Filed under:Tax in France

Latest Laws for French Tax Residents.

Tax credit is available for the first five years of property ownership to French tax residents who paid interest on mortgages for primary French residences in 2007, whereby the compromise was signed after August 22, 2007.  Credit is currently 20% of the loan amount and is limited to 750 pounds per year for a single, disabled person, also widows and divorcees, or 1500 pounds for married couples and PACS partners, wherein one of the partners is disabled.  Those who have no tax liability receive a refund from French tax authorities.

The Finance Bill for 2008 will include debate over a governmental proposal for all French tax residents to receive double the credit and ceilings to 40% of the loan amount for the first year.  For the first year, credit would increase to 1500 pounds for a single, disabled person; 3000 pounds for a couple; 100 pounds increase per dependent and 50 pounds increase per child who lives in alternate parental households.  The bill would backdate credit to instances where the “acte authentique” was signed before May 6, 2007.

Those who are French tax residents or have other French sourced income, but who live in countries that have not signed a tax treaty with France are obligated to file tax returns and pay French personal income tax at three times the annual rental value of their properties.  If an individual’s French income exceeds this amount, he must pay French income tax on all of his French income.

One cost effective way for those who own French property to offset high taxes is to rent their properties as furnished rentals (LMP), so that the loss generated by interest payments on loans offsets their income.

French tax residents pay a progressive rate of 5.5% to 40% on their net income.

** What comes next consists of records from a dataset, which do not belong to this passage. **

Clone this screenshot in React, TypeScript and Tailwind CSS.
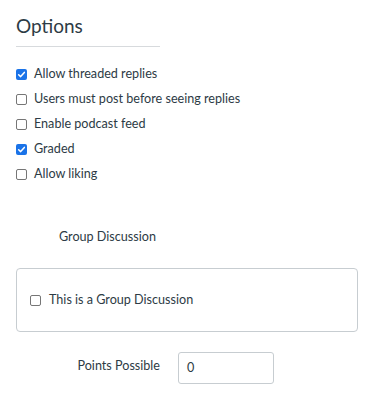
const Box = ({ checked }: { checked?: boolean }) =>
  checked ? (
    <span className="w-[11px] h-[11px] rounded-[2px] bg-[#1a73e8] flex items-center justify-center shrink-0">
      <svg viewBox="0 0 12 12" className="w-[9px] h-[9px]">
        <path d="M2.2 6.3 L4.9 8.8 L9.8 3.2" fill="none" stroke="white" strokeWidth="2" strokeLinecap="round" strokeLinejoin="round" />
      </svg>
    </span>
  ) : (
    <span className="w-[11px] h-[11px] rounded-[2px] border border-[#767676] bg-white shrink-0"></span>
  );

const Option = ({ label, checked }: { label: string; checked?: boolean }) => (
  <div className="h-[25px] flex items-center gap-[7px]">
    <Box checked={checked} />
    <span className="text-[12.6px] text-[#2d3b45]">{label}</span>
  </div>
);

export default function App() {
  return (
    <div className="w-[373px] h-[399px] bg-white pl-4 overflow-hidden" style={{ fontFamily: 'Lato, "Open Sans", sans-serif' }}>
      <h2 className="pt-[12px] text-[19px] leading-[28px] text-[#2d3b45] font-normal">Options</h2>
      <div className="w-[144px] mt-[6px] border-t border-[#d7dadd]"></div>

      <div className="mt-[15px] flex flex-col">
        <Option label="Allow threaded replies" checked />
        <Option label="Users must post before seeing replies" />
        <Option label="Enable podcast feed" />
        <Option label="Graded" checked />
        <Option label="Allow liking" />
      </div>

      <div className="mt-[40px] h-[20px] flex items-center pl-[43px] text-[12.6px] text-[#2d3b45]">Group Discussion</div>

      <div className="mt-[21px] w-[342px] h-[64px] border border-[#c7cdd1] rounded-[4px] flex items-center pl-[13px] gap-[8px]">
        <Box />
        <span className="text-[12.6px] text-[#2d3b45]">This is a Group Discussion</span>
      </div>

      <div className="mt-[20px] flex items-start">
        <div className="w-[144px] text-right text-[12.6px] text-[#2d3b45] pt-[5px]">Points Possible</div>
        <div className="ml-[18px] w-[96px] h-[32px] border border-[#c7cdd1] rounded-[3px] flex items-center pl-[8px] text-[12.6px] text-[#2d3b45]">0</div>
      </div>
    </div>
  );
}
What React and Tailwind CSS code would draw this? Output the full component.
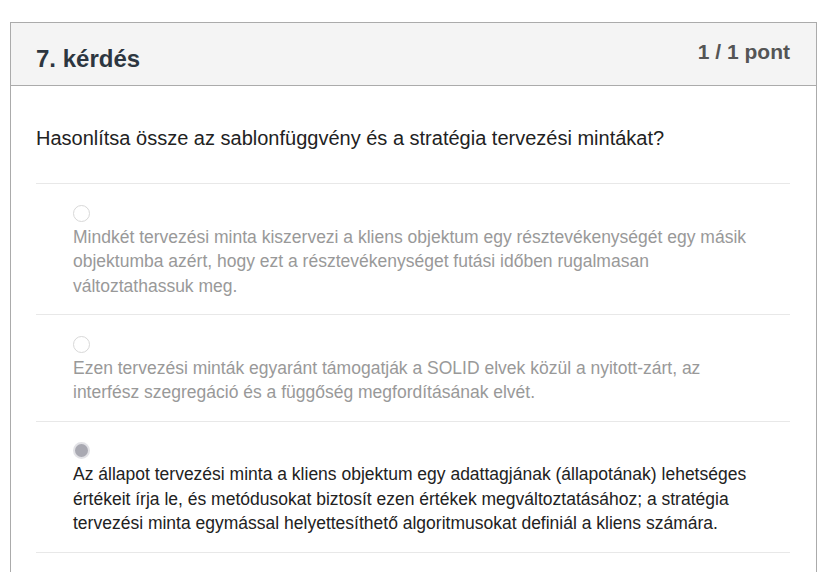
export default function App() {
  const options = [
    {
      text: "Mindkét tervezési minta kiszervezi a kliens objektum egy résztevékenységét egy másik objektumba azért, hogy ezt a résztevékenységet futási időben rugalmasan változtathassuk meg.",
      selected: false,
    },
    {
      text: "Ezen tervezési minták egyaránt támogatják a SOLID elvek közül a nyitott-zárt, az interfész szegregáció és a függőség megfordításának elvét.",
      selected: false,
    },
    {
      text: "Az állapot tervezési minta a kliens objektum egy adattagjának (állapotának) lehetséges értékeit írja le, és metódusokat biztosít ezen értékek megváltoztatásához; a stratégia tervezési minta egymással helyettesíthető algoritmusokat definiál a kliens számára.",
      selected: true,
    },
  ];
  return (
    <div className="w-[832px] h-[572px] overflow-hidden bg-white pt-[22px] pl-[10px]" style={{ fontFamily: '"Liberation Sans", Arial, sans-serif' }}>
      <div className="w-[807px] border border-[#ababab] bg-white h-[700px]">
        <div className="h-[63px] bg-[#f4f4f4] border-b border-[#ababab] flex justify-between pl-[25px] pr-[26px]">
          <h3 className="text-[24px] font-bold text-[#2d3640] pt-[21px] leading-[30px]">7. kérdés</h3>
          <div className="text-[21px] font-bold text-[#555] pt-[15px] leading-[28px]">1 / 1 pont</div>
        </div>
        <div className="pl-[25px] pr-[26px]">
          <p className="text-[20px] leading-[26px] text-[#222] pt-[39px] pb-[32px]">
            Hasonlítsa össze az sablonfüggvény és a stratégia tervezési mintákat?
          </p>
          <div className="border-t border-[#e8e8e8]">
            {options.map((o, i) => (
              <div key={i} className="border-b border-[#e8e8e8] pl-[37px] pr-[27px] pt-[20.5px] pb-[16px]">
                <div className="h-[20px] flex items-start">
                  {o.selected ? (
                    <div className="w-[17px] h-[17px] rounded-full border-2 border-[#e2e2e6] bg-[#a9a9b2]" />
                  ) : (
                    <div className="w-[17px] h-[17px] rounded-full border border-[#d8d8d8] bg-white" />
                  )}
                </div>
                <div className={"text-[17.5px] leading-[24.5px] " + (o.selected ? "text-[#222]" : "text-[#999]")}>
                  {o.text}
                </div>
              </div>
            ))}
          </div>
        </div>
      </div>
    </div>
  );
}
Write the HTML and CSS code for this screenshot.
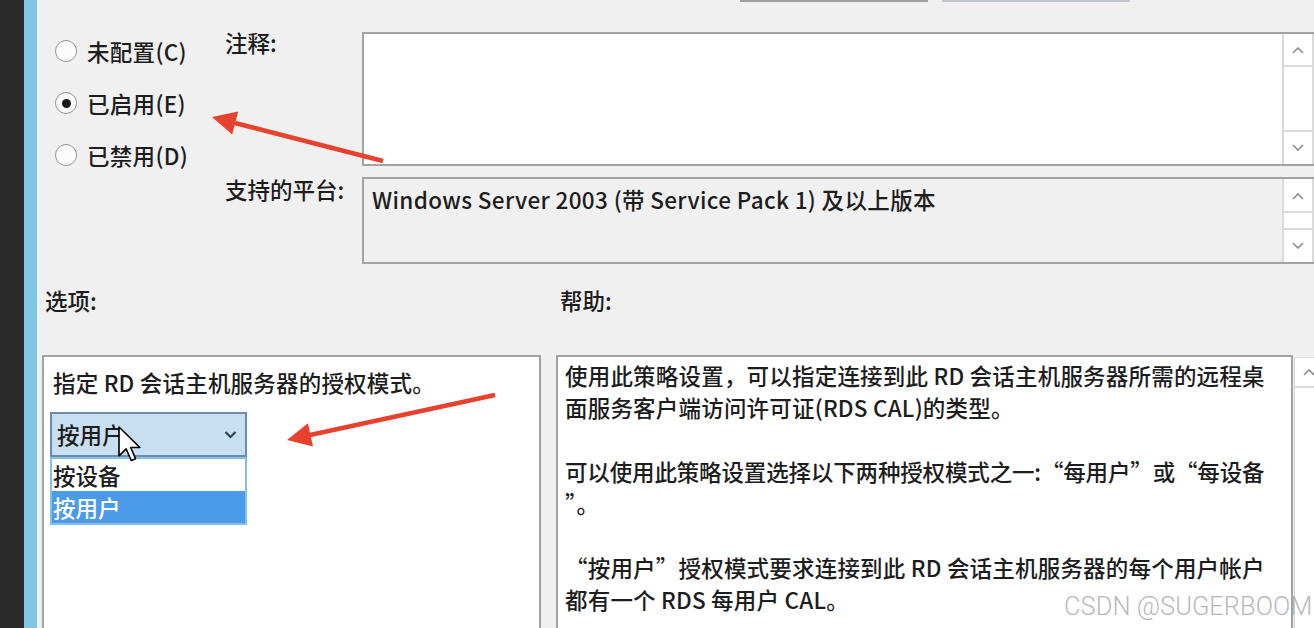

Non French residents are subject to the same progressive rate; however, their rates are a minimum 20% of their net income.

Wealth Tax for French tax residents. If, as of January 1, 2007, a French tax resident’s property was valued at more than 760,000 pounds, a wealth tax form must be filed with the tax center, and taxes will range from .55% to 1.8%. The wealth tax base takes into account market value of all worldwide assets, as well as all of the individual’s debts.

For non-French tax residents, the wealth tax base takes into account the market value of an individual’s French assets only and deducts only debts related to French assets from the calculation of the individual’s net wealth.

Upon the demise of a an owner with taxable property in France and depending upon their biological link to the deceased, surviving heirs can benefit substantially from certain allowances. These allowances are subject to an inheritance tax.  A surviving spouse and children receive a general allowance of 50,000 pounds. An additional 76,000 pounds is applied to the surviving spouse’s taxable portion, and an additional 50,000 pounds is applied to a surviving child’s taxable portion. Heirs pay inheritance tax that ranges between 5% -40%, depending upon the net value of each portion.  When the net value of the transfer exceeds 1,700,000 pounds, the higher fee or 40% fee is applied.